Banned from social media, impeached for a second time, former President Donald Trump might have disappeared in the sunset. And there are days when it almost seems as if he has, at least for those of us who aren’t looking and listening.

But make no mistake. He is still there. He may be the Democrats’ best hope going into the midterms. And that is really pitiful on all sides.

One year after the worst insurrection in our collective memory, an insurrection encouraged if not incited by the man entrusted with upholding the Constitution, the man responsible is as popular as the current president, and his critics — all 10 Republicans who voted to impeach him — are all in political trouble.

How can that be? How can it not be?
In fundamental ways, we are in precisely the same position we were a year ago. Or worse.

A year ago, we were in COVID-19’s grip, and admit it or not (and I hate to), we seem to be there again.

A year ago, we bemoaned the lack of leadership
from Washington while holding out hope that vaccinations would end COVID-19 once and for all.

The moans are still there; the hope isn’t.

To be honest, I have no idea what President Joe Biden should have done — what steps he could have taken but didn’t, what he should have said, how he could have led.

Maybe it’s just the
sense that, unlike his predecessor who spent
his days in our face, we rarely catch a glimpse of Biden, or hear a memorable clip, or find ourselves talking about a tweet.

Talk about Biden? What would you say? Dear Joe: Five dollars is too much for gasoline, and how much should a chicken get for laying an egg? Biden doesn’t command our attention, and so he doesn’t get it. At first, it was almost a relief. But as the country reels from crisis to crisis — and I mean from COVID-19 to inflation, from shortages to higher prices, from higher interest rates to slower supply chains — it would be nice if someone were to give us some sense of direction, remind us where we are going.

The memories of where we were just a year ago seem painfully close.

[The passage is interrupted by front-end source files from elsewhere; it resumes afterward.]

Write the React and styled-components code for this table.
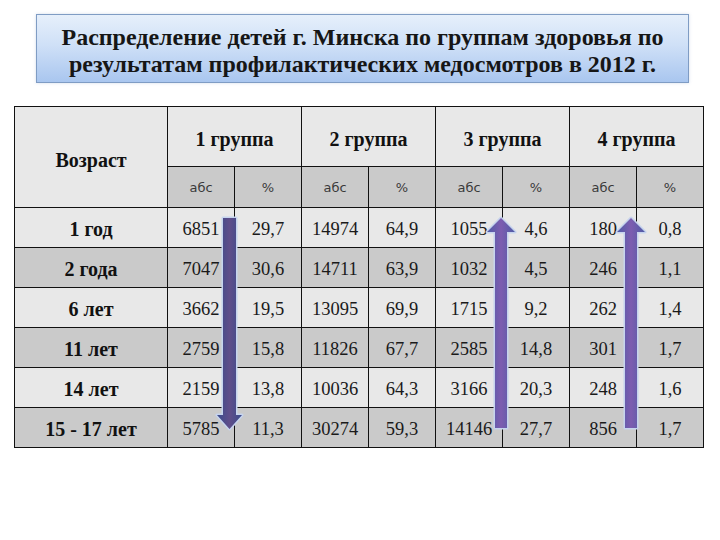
import React from 'react';
import styled, { createGlobalStyle } from 'styled-components';

const GlobalStyle = createGlobalStyle`
  html, body {
    margin: 0;
    padding: 0;
    background: #fff;
  }
  * {
    box-sizing: border-box;
  }
`;

const Page = styled.div`
  width: 720px;
  height: 540px;
  padding: 14px 0 0 14px;
  font-family: "Liberation Serif";
  color: #111;
  overflow: hidden;
`;

const TitleBox = styled.div`
  margin-left: 22px;
  width: 653px;
  height: 69px;
  padding-top: 5px;
  display: flex;
  flex-direction: column;
  align-items: center;
  justify-content: center;
  background: linear-gradient(180deg, #e6effb 0%, #cfe0f7 45%, #a9c6ef 100%);
  border: 1px solid #7f9cc4;
  box-shadow: 0 0 3px rgba(160, 180, 210, 0.45);
`;

const TitleLine = styled.div`
  font-family: "Liberation Serif";
  font-size: 24px;
  font-weight: 700;
  line-height: 27px;
  color: #161616;
  white-space: nowrap;
`;

const TableWrap = styled.div`
  position: relative;
  margin-top: 23px;
  width: 687px;
`;

const Grid = styled.table`
  width: 687px;
  border-collapse: collapse;
  table-layout: fixed;
  border: 1px solid #111;
`;

const Cell = styled.td`
  border: 1px solid #111;
  text-align: center;
  vertical-align: middle;
  padding: 0;
  font-family: "Liberation Serif";
  background: ${p => (p.$dark ? '#cacaca' : '#e8e8e8')};
`;

const HeadCell = styled(Cell)`
  height: 60px;
  font-size: 20px;
  font-weight: 700;
  padding-top: ${p => (p.$tall ? 6 : 5)}px;
`;

const SubCell = styled(Cell)`
  height: 41px;
  font-family: "DejaVu Sans", Verdana, sans-serif;
  font-size: 13px;
  color: #3a3a3a;
`;

const AgeCell = styled(Cell)`
  height: 40px;
  font-size: 20px;
  font-weight: 700;
  padding-top: 4px;
`;

const NumCell = styled(Cell)`
  height: 40px;
  font-size: 18.5px;
  padding-top: 3px;
  color: #1a1a1a;
`;

const ArrowLayer = styled.svg`
  position: absolute;
  left: 0;
  top: 0;
  pointer-events: none;
`;

const rows = [
  ['1 год', '6851', '29,7', '14974', '64,9', '1055', '4,6', '180', '0,8'],
  ['2 года', '7047', '30,6', '14711', '63,9', '1032', '4,5', '246', '1,1'],
  ['6 лет', '3662', '19,5', '13095', '69,9', '1715', '9,2', '262', '1,4'],
  ['11 лет', '2759', '15,8', '11826', '67,7', '2585', '14,8', '301', '1,7'],
  ['14 лет', '2159', '13,8', '10036', '64,3', '3166', '20,3', '248', '1,6'],
  ['15 - 17 лет', '5785', '11,3', '30274', '59,3', '14146', '27,7', '856', '1,7'],
];

const groups = ['1 группа', '2 группа', '3 группа', '4 группа'];

function DownArrow({ x, top, headTop, tip }) {
  const d = `M${x} ${top} H${x + 13} V${headTop} H${x + 19} L${x + 6.5} ${tip} L${x - 6} ${headTop} H${x} Z`;
  return (
    <g>
      <path d={d} fill="none" stroke="#c6d4ee" strokeWidth="3" strokeLinejoin="round" />
      <path d={d} fill="url(#downFill)" />
    </g>
  );
}

function UpArrow({ x, tip, headBase, bottom }) {
  const d = `M${x} ${bottom} V${headBase} H${x - 8} L${x + 6} ${tip} L${x + 20} ${headBase} H${x + 12} V${bottom} Z`;
  return (
    <g>
      <path d={d} fill="none" stroke="#c6d4ee" strokeWidth="3" strokeLinejoin="round" />
      <path d={d} fill="url(#upFill)" />
    </g>
  );
}

export default function App() {
  return (
    <>
      <GlobalStyle />
      <Page>
        <TitleBox>
          <TitleLine>Распределение детей г. Минска по группам здоровья по</TitleLine>
          <TitleLine>результатам профилактических медосмотров в 2012 г.</TitleLine>
        </TitleBox>
        <TableWrap>
          <Grid>
            <colgroup>
              <col style={{ width: 153 }} />
              {Array.from({ length: 8 }).map((_, i) => (
                <col key={i} style={{ width: 67 }} />
              ))}
            </colgroup>
            <thead>
              <tr>
                <HeadCell rowSpan={2} $tall>Возраст</HeadCell>
                {groups.map(g => (
                  <HeadCell key={g} colSpan={2}>{g}</HeadCell>
                ))}
              </tr>
              <tr>
                {groups.map(g => (
                  <React.Fragment key={g}>
                    <SubCell $dark>абс</SubCell>
                    <SubCell $dark>%</SubCell>
                  </React.Fragment>
                ))}
              </tr>
            </thead>
            <tbody>
              {rows.map((r, i) => (
                <tr key={r[0]}>
                  <AgeCell $dark={i % 2 === 1}>{r[0]}</AgeCell>
                  {r.slice(1).map((v, j) => (
                    <NumCell key={j} $dark={i % 2 === 1}>{v}</NumCell>
                  ))}
                </tr>
              ))}
            </tbody>
          </Grid>
          <ArrowLayer width="687" height="345" viewBox="0 0 687 345">
            <defs>
              <linearGradient id="downFill" x1="0" y1="0" x2="1" y2="0">
                <stop offset="0" stopColor="#3a4b8c" />
                <stop offset="0.5" stopColor="#5f4e8a" />
                <stop offset="1" stopColor="#3a4b8c" />
              </linearGradient>
              <linearGradient id="upFill" x1="0" y1="0" x2="1" y2="0">
                <stop offset="0" stopColor="#4f5ca6" />
                <stop offset="0.5" stopColor="#7d5db0" />
                <stop offset="1" stopColor="#4f5ca6" />
              </linearGradient>
            </defs>
            <DownArrow x={209} top={112} headTop={309} tip={323} />
            <UpArrow x={481} tip={112} headBase={126} bottom={322} />
            <UpArrow x={611} tip={112} headBase={126} bottom={322} />
          </ArrowLayer>
        </TableWrap>
      </Page>
    </>
  );
}
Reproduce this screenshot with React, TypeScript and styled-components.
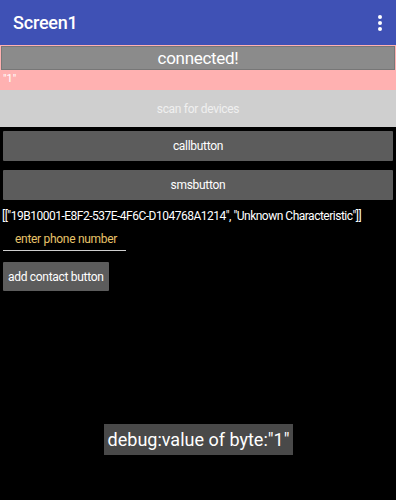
import React from 'react';
import styled, { createGlobalStyle } from 'styled-components';

const GlobalStyle = createGlobalStyle`
  html, body {
    margin: 0;
    padding: 0;
    background: #000;
  }
  body {
    font-family: Roboto, "Noto Sans", sans-serif;
  }
`;

const Screen = styled.div`
  width: 396px;
  height: 500px;
  background: #000;
  display: flex;
  flex-direction: column;
  overflow: hidden;
`;

const AppBar = styled.header`
  height: 45px;
  background: #3f51b5;
  display: flex;
  align-items: center;
  justify-content: space-between;
  padding: 0 14px 0 13px;
  box-sizing: border-box;
  flex-shrink: 0;
`;

const Title = styled.h1`
  margin: 0;
  font-size: 18px;
  font-weight: 500;
  letter-spacing: -0.2px;
  color: #fff;
`;

const MenuDots = styled.div`
  display: flex;
  flex-direction: column;
  gap: 2px;
  span {
    width: 4px;
    height: 4px;
    border-radius: 50%;
    background: #fff;
  }
`;

const StatusPanel = styled.div`
  background: #ffb1b1;
  padding-top: 1px;
  display: flex;
  flex-direction: column;
`;

const Connected = styled.div`
  margin: 0 1px;
  height: 22px;
  background: #8b8b8b;
  border: 1px solid #777;
  color: #fff;
  font-size: 17px;
  letter-spacing: -0.3px;
  line-height: 22px;
  text-align: center;
`;

const ByteText = styled.div`
  height: 20px;
  line-height: 18px;
  padding-left: 3px;
  color: #fff;
  font-size: 11px;
`;

const ScanButton = styled.div`
  height: 37px;
  background: #cfcfcf;
  color: #f0f0f0;
  font-size: 12px;
  letter-spacing: -0.3px;
  display: flex;
  align-items: center;
  justify-content: center;
`;

const Body = styled.div`
  display: flex;
  flex-direction: column;
  align-items: stretch;
  padding: 4px 3px 0;
  gap: 9px;
`;

const Button = styled.div<{ $wide?: boolean }>`
  height: ${p => (p.$wide ? '30px' : '29px')};
  align-self: ${p => (p.$wide ? 'stretch' : 'flex-start')};
  margin-top: ${p => (p.$wide ? '0' : '2px')};
  padding: 0 5px;
  background: #5c5c5c;
  color: #fff;
  font-size: 12px;
  letter-spacing: -0.3px;
  white-space: nowrap;
  border-radius: 1px;
  display: flex;
  align-items: center;
  justify-content: center;
`;

const InfoLine = styled.div`
  color: #fff;
  font-size: 12px;
  letter-spacing: -0.5px;
  margin-left: -1px;
  white-space: nowrap;
`;

const PhoneInput = styled.div`
  align-self: flex-start;
  width: 123px;
  border-bottom: 1px solid #cfcfcf;
  color: #e7c46a;
  font-size: 12px;
  letter-spacing: -0.3px;
  white-space: nowrap;
  padding: 0 0 4px 12px;
  box-sizing: border-box;
`;

const Spacer = styled.div`
  flex: 1;
`;

const DebugRow = styled.div`
  display: flex;
  justify-content: center;
  padding-bottom: 45px;
`;

const DebugLabel = styled.div`
  background: #494949;
  color: #fff;
  font-size: 18px;
  height: 31px;
  line-height: 31px;
  padding: 0 4px;
  margin-left: 1px;
`;

export default function App() {
  return (
    <Screen>
      <GlobalStyle />
      <AppBar>
        <Title>Screen1</Title>
        <MenuDots>
          <span />
          <span />
          <span />
        </MenuDots>
      </AppBar>
      <StatusPanel>
        <Connected>connected!</Connected>
        <ByteText>"1"</ByteText>
      </StatusPanel>
      <ScanButton>scan for devices</ScanButton>
      <Body>
        <Button $wide>callbutton</Button>
        <Button $wide>smsbutton</Button>
        <InfoLine>[["19B10001-E8F2-537E-4F6C-D104768A1214", "Unknown Characteristic"]]</InfoLine>
        <PhoneInput>enter phone number</PhoneInput>
        <Button>add contact button</Button>
      </Body>
      <Spacer />
      <DebugRow>
        <DebugLabel>debug:value of byte:"1"</DebugLabel>
      </DebugRow>
    </Screen>
  );
}
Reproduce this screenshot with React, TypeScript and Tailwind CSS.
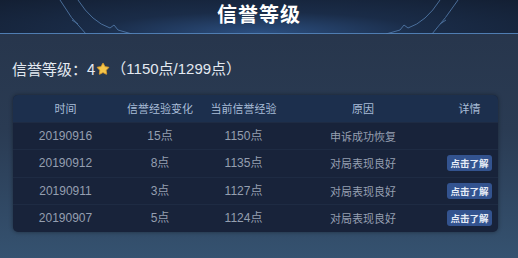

Democracy did survive. Prosecutors have brought charges. The rule of law has not been lost, and it might have in even more danger. So we made it, which may be more than can be said for those Republicans courageous enough to stand up to their president.

All 10 of them.

Here is my question: How many would there be today?

How many regret their gutlessness, and how many just think of it as “politics”?

The tapes of what happened on Jan. 6 are as stark a reminder of the dangers of demagoguery as any we have seen. But will we remember them come November? Do we really remember them now?

“Turn on the TV,” my sister said to me, in the same tone my friend Annie used early on the morning of Sept. 11. I literally could not believe my eyes. I have loved politics since I was a little girl. I used to stay up late to watch conventions. My father’s best friend from law school was Ed Brooke, and my first campaign (where I got lost in the parade) was for him, a Black Republican running for attorney general in Massachusetts. He won. He later was the first Black senator since Reconstruction. How could I not love politics?

I watched in awe when President Richard Nixon tried (three times before he succeeded) to fire Archibald Cox as special prosecutor. Archie was my hero.

How is it that we have sunk so low? Where is courage now?